It is my belief that the long historical record of Islamic groups and factions, dating back to the first Fitna (the civil war for control of the Muslim community that lasted from 656 to 661), can serve to identify several recurring traits which we may combine to delineate a paradigm for the study of modern Islamic groups. Certainly, the 14 centuries of uninterrupted activity and the continual resurfacing of certain traits during this period should offer academically legitimate grounds for the delineation of a more accurate paradigm than one derived solely from a study of today's Islamic groups and factions.
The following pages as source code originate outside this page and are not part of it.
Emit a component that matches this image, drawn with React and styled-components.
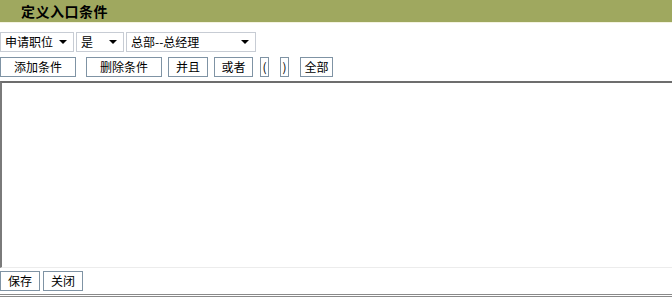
import React from "react";
import styled, { createGlobalStyle } from "styled-components";

const GlobalStyle = createGlobalStyle`
	html, body {
		margin: 0;
		padding: 0;
		background: #ffffff;
		overflow: hidden;
	}
	body {
		font-family: "Noto Sans CJK SC", "Liberation Sans", sans-serif;
		font-size: 12px;
		color: #000;
	}
`;

const Page = styled.div`
	width: 672px;
	height: 300px;
	display: flex;
	flex-direction: column;
`;

const Header = styled.div`
	height: 22px;
	background: #9fa85f;
	display: flex;
	align-items: center;
	padding-left: 21px;
	font-size: 14px;
	font-weight: bold;
	letter-spacing: 0.5px;
	border-bottom: 1px solid #f4f3e0;
`;

const SelectRow = styled.div`
	display: flex;
	gap: 2px;
	margin-top: 9px;
	height: 20px;
`;

const Select = styled.div`
	box-sizing: border-box;
	width: ${(p) => p.$w}px;
	height: 20px;
	border: 1px solid #c7ccd4;
	display: flex;
	align-items: center;
	justify-content: space-between;
	padding: 0 6px 0 4px;
	font-size: 12px;
	line-height: 1;
`;

const Arrow = styled.span`
	width: 0;
	height: 0;
	border-left: 4px solid transparent;
	border-right: 4px solid transparent;
	border-top: 4px solid #000;
`;

const ButtonRow = styled.div`
	display: flex;
	margin-top: 5px;
	height: 20px;
`;

const Button = styled.div`
	box-sizing: border-box;
	width: ${(p) => p.$w}px;
	margin-left: ${(p) => p.$ml || 0}px;
	height: 20px;
	border: 1px solid #7f93a4;
	display: flex;
	align-items: center;
	justify-content: center;
	font-size: 12px;
	line-height: 1;
	background: #fff;
`;

const Editor = styled.div`
	box-sizing: border-box;
	margin-top: 4px;
	height: 187px;
	width: 680px;
	border-top: 2px solid #6d6d6d;
	border-left: 2px solid #7a7a7a;
	border-bottom: 1px solid #ececec;
`;

const Footer = styled.div`
	display: flex;
	gap: 3px;
	margin-top: 3px;
	height: 20px;
`;

const BottomRule = styled.div`
	margin-top: 3px;
	height: 1px;
	border-top: 1px solid #8a8a8a;
	border-bottom: 1px solid #8a8a8a;
`;

const App = () => {
	return (
		<Page>
			<GlobalStyle />
			<Header>定义入口条件</Header>
			<SelectRow>
				<Select $w={74}>
					申请职位<Arrow />
				</Select>
				<Select $w={48}>
					是<Arrow />
				</Select>
				<Select $w={130}>
					总部--总经理<Arrow />
				</Select>
			</SelectRow>
			<ButtonRow>
				<Button $w={76}>添加条件</Button>
				<Button $w={76} $ml={10}>删除条件</Button>
				<Button $w={40} $ml={6}>并且</Button>
				<Button $w={39} $ml={6}>或者</Button>
				<Button $w={9} $ml={7}>(</Button>
				<Button $w={9} $ml={11}>)</Button>
				<Button $w={33} $ml={11}>全部</Button>
			</ButtonRow>
			<Editor />
			<Footer>
				<Button $w={40}>保存</Button>
				<Button $w={40}>关闭</Button>
			</Footer>
			<BottomRule />
		</Page>
	);
};

export default App;
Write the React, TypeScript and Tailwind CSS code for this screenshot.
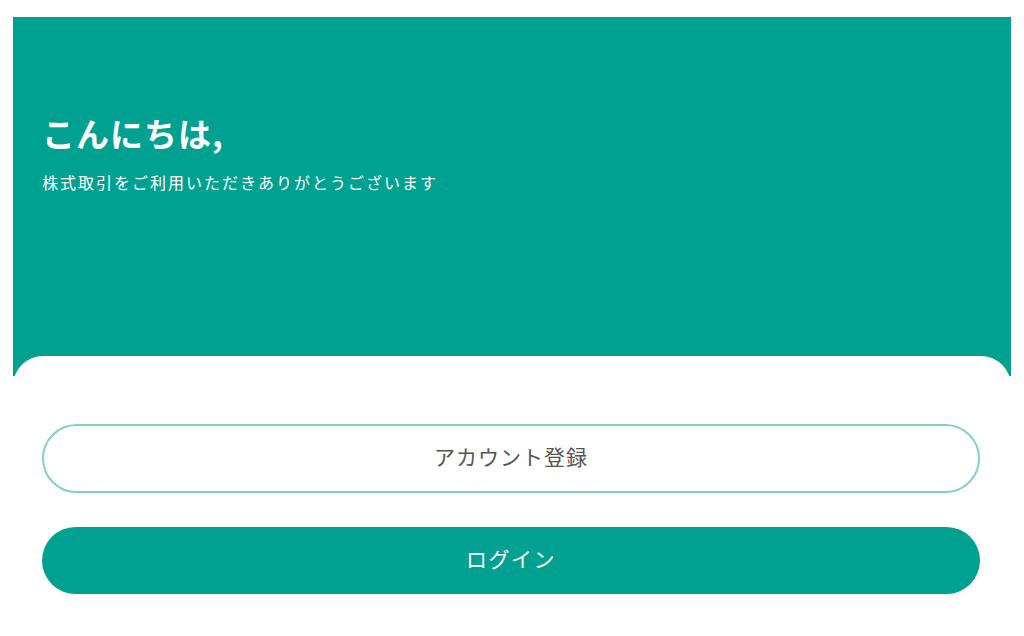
export default function App() {
  return (
    <div
      className="min-h-screen bg-white px-[13px] pt-[17px]"
      style={{ fontFamily: '"Noto Sans CJK JP", "Noto Sans", sans-serif' }}
    >
      {/* Header */}
      <div className="h-[359px] bg-[#00a190] pl-[29px] pt-[92px] text-white">
        <h1 className="text-[33px] font-bold leading-[48px] tracking-[1px]">こんにちは,</h1>
        <p className="mt-[15px] text-[16px] leading-[20px] tracking-[2px]">株式取引をご利用いただきありがとうございます</p>
      </div>

      {/* Card */}
      <div className="relative -mt-[20px] flex flex-col gap-[34px] rounded-t-[30px] bg-white pl-[29px] pr-[31px] pt-[68px]">
        <button className="h-[69px] w-full rounded-full border-2 border-[#80d2c8] bg-white pb-[3px] text-[21px] tracking-[1px] text-[#555555]">
          アカウント登録
        </button>
        <button className="h-[67px] w-full rounded-full bg-[#00a190] pb-[4px] text-[21px] tracking-[1.5px] text-white">
          ログイン
        </button>
      </div>
    </div>
  );
}
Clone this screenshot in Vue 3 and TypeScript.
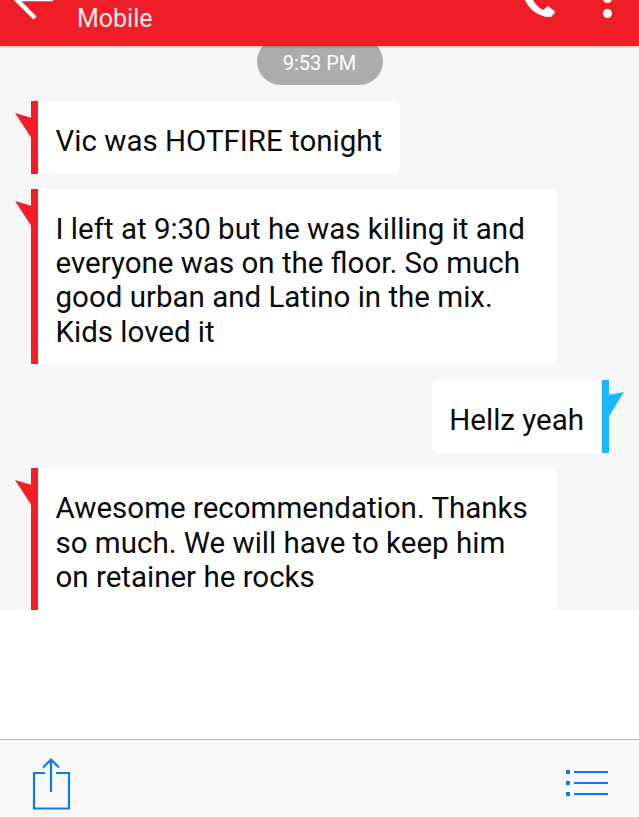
<script setup lang="ts">
interface Message {
  id: number
  side: 'in' | 'out'
  text: string
}

const messages: Message[] = [
  { id: 1, side: 'in', text: 'Vic was HOTFIRE tonight' },
  {
    id: 2,
    side: 'in',
    text: 'I left at 9:30 but he was killing it and everyone was on the floor. So much good urban and Latino in the mix. Kids loved it',
  },
  { id: 3, side: 'out', text: 'Hellz yeah' },
  { id: 4, side: 'in', text: 'Awesome recommendation. Thanks so much. We will have to keep him on retainer he rocks' },
]
</script>

<template>
  <div class="screen">
    <header class="topbar">
      <svg class="back" width="60" height="48" viewBox="0 0 60 48">
        <path d="M53 23H17M35 42L16 23 35 4" fill="none" stroke="#fff" stroke-width="4.500" />
      </svg>
      <div class="title">Mobile</div>
      <svg class="phone" width="40" height="40" viewBox="0 0 40 40">
        <path d="M4 16C5 26 18 38 31 37L35.500 32 28 26 23 30C19 28 15 24 13 20L16 14 9 6Z" fill="#fff" />
      </svg>
      <div class="dots"><i></i><i></i></div>
    </header>

    <main class="thread">
      <div class="stamp">9:53 PM</div>
      <div v-for="m in messages" :key="m.id" :class="['row', m.side]">
        <div class="bubble">
          <svg class="tail" width="17" height="28" viewBox="0 0 17 28">
            <polygon v-if="m.side === 'in'" points="0,1 17,6 17,27" fill="#f81c26" />
            <polygon v-else points="16,1 0,4 0,27" fill="#1fb6ff" />
          </svg>
          {{ m.text }}
        </div>
      </div>
    </main>

    <div class="blank"></div>

    <footer class="toolbar">
      <svg width="40" height="54" viewBox="0 0 40 54">
        <path d="M13 16H2v35.500h35V16H24" fill="none" stroke="#0f7ae5" stroke-width="2.200" />
        <path d="M19 35V2M11 10.500L19 2.500l8 8" fill="none" stroke="#0f7ae5" stroke-width="2.200" />
      </svg>
      <svg width="42" height="26" viewBox="0 0 42 26">
        <g fill="#0f7ae5">
          <rect x="0" y="0" width="4" height="4" />
          <rect x="0" y="11" width="4" height="4" />
          <rect x="0" y="22" width="4" height="4" />
          <rect x="8" y="1" width="34" height="2" />
          <rect x="8" y="12" width="34" height="2" />
          <rect x="8" y="23" width="34" height="2" />
        </g>
      </svg>
    </footer>
  </div>
</template>

<style>
html, body { margin: 0; background: #fff; }
</style>

<style scoped>
.screen { width: 639px; height: 817px; display: flex; flex-direction: column; overflow: hidden; font-family: Roboto, "Liberation Sans", sans-serif; background: #fff; }
.topbar { position: relative; z-index: 2; flex: none; height: 46px; display: flex; align-items: flex-end; background: #ee1d27; box-shadow: 0 1px 2px rgba(120, 0, 0, 0.35); color: #fff; }
.back { flex: none; margin-bottom: 22px; }
.title { flex: 1; margin: 0 0 13px 17px; font-size: 25px; line-height: 28px; color: #fbeaea; }
.phone { flex: none; margin: 0 43px 26px 0; }
.dots { flex: none; display: flex; flex-direction: column; gap: 6px; margin: 0 27px 28px 0; }
.dots i { display: block; width: 9px; height: 9px; border-radius: 50%; background: #fff; }
.thread { flex: none; height: 564px; background: #f7f7f7; display: flex; flex-direction: column; }
.stamp { flex: none; align-self: center; width: 126px; height: 47px; margin: -8px 0 16px; box-sizing: border-box; padding-top: 8px; border-radius: 24px; background: #adadad; color: #fff; font-size: 20px; line-height: 34px; text-align: center; }
.row { flex: none; display: flex; }
.row + .row { margin-top: 15px; }
.row.in { justify-content: flex-start; padding-left: 31px; }
.row.out { justify-content: flex-end; padding-right: 30px; margin-top: 16px; }
.bubble { position: relative; box-sizing: border-box; max-width: 526px; padding: 23px 18px 15.500px 17.500px; background: #fff; font-size: 29.500px; line-height: 34.300px; color: #0a0a0a; }
.in .bubble { border-left: 7px solid #f81c26; border-radius: 0 6px 6px 0; }
.out .bubble { border-right: 7px solid #1fb6ff; border-radius: 6px 0 0 6px; }
.tail { position: absolute; top: 11px; }
.in .tail { left: -23px; }
.out .tail { right: -23px; }
.blank { flex: 1; }
.toolbar { flex: none; height: 78px; box-sizing: border-box; border-top: 1px solid #b9b9b9; background: #f9f9f9; display: flex; justify-content: space-between; align-items: flex-start; padding: 17px 31px 0 32px; }
.toolbar svg:last-child { margin-top: 13px; }
</style>
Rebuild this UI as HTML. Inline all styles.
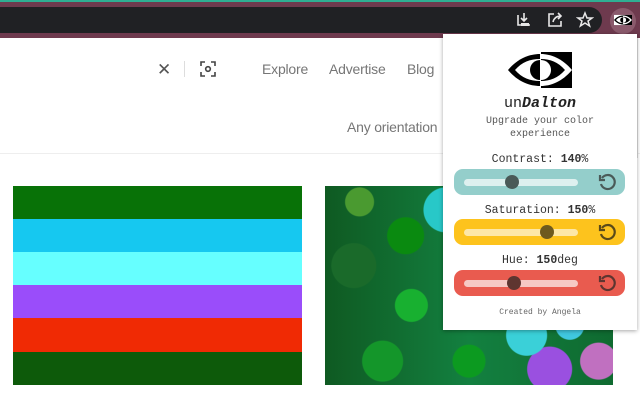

Paradigms, if they are to have any empirical validity in the study of social phenomena, must be founded upon the extended observation of recurrent traits or features. The centuries-long history of the Islamic movement offers this possibility. This is not to say that the study of contemporary Islamic groups and the differences between them should depend solely on the analytical models we can derive from Islamic history. Yet there can be no doubt that such a study would gain considerably in depth and precision with the addition of analytical tools beyond those available in the arsenal of the modern social sciences. Simultaneously, the analytical models derived from Islamic history may become more potent tools of inquiry when enriched by contemporary social science methodology. In other words, my reluctance to rely solely on modern Western methods of investigation is not a reflection of any " ideological" hostility towards Western social science, but rather an expression of my quest for the greatest degree possible of empirical precision in the study of the contemporary Islamic movement. This can be achieved by drawing effectively on the particularity of Islamic history -- the context in which these groups developed.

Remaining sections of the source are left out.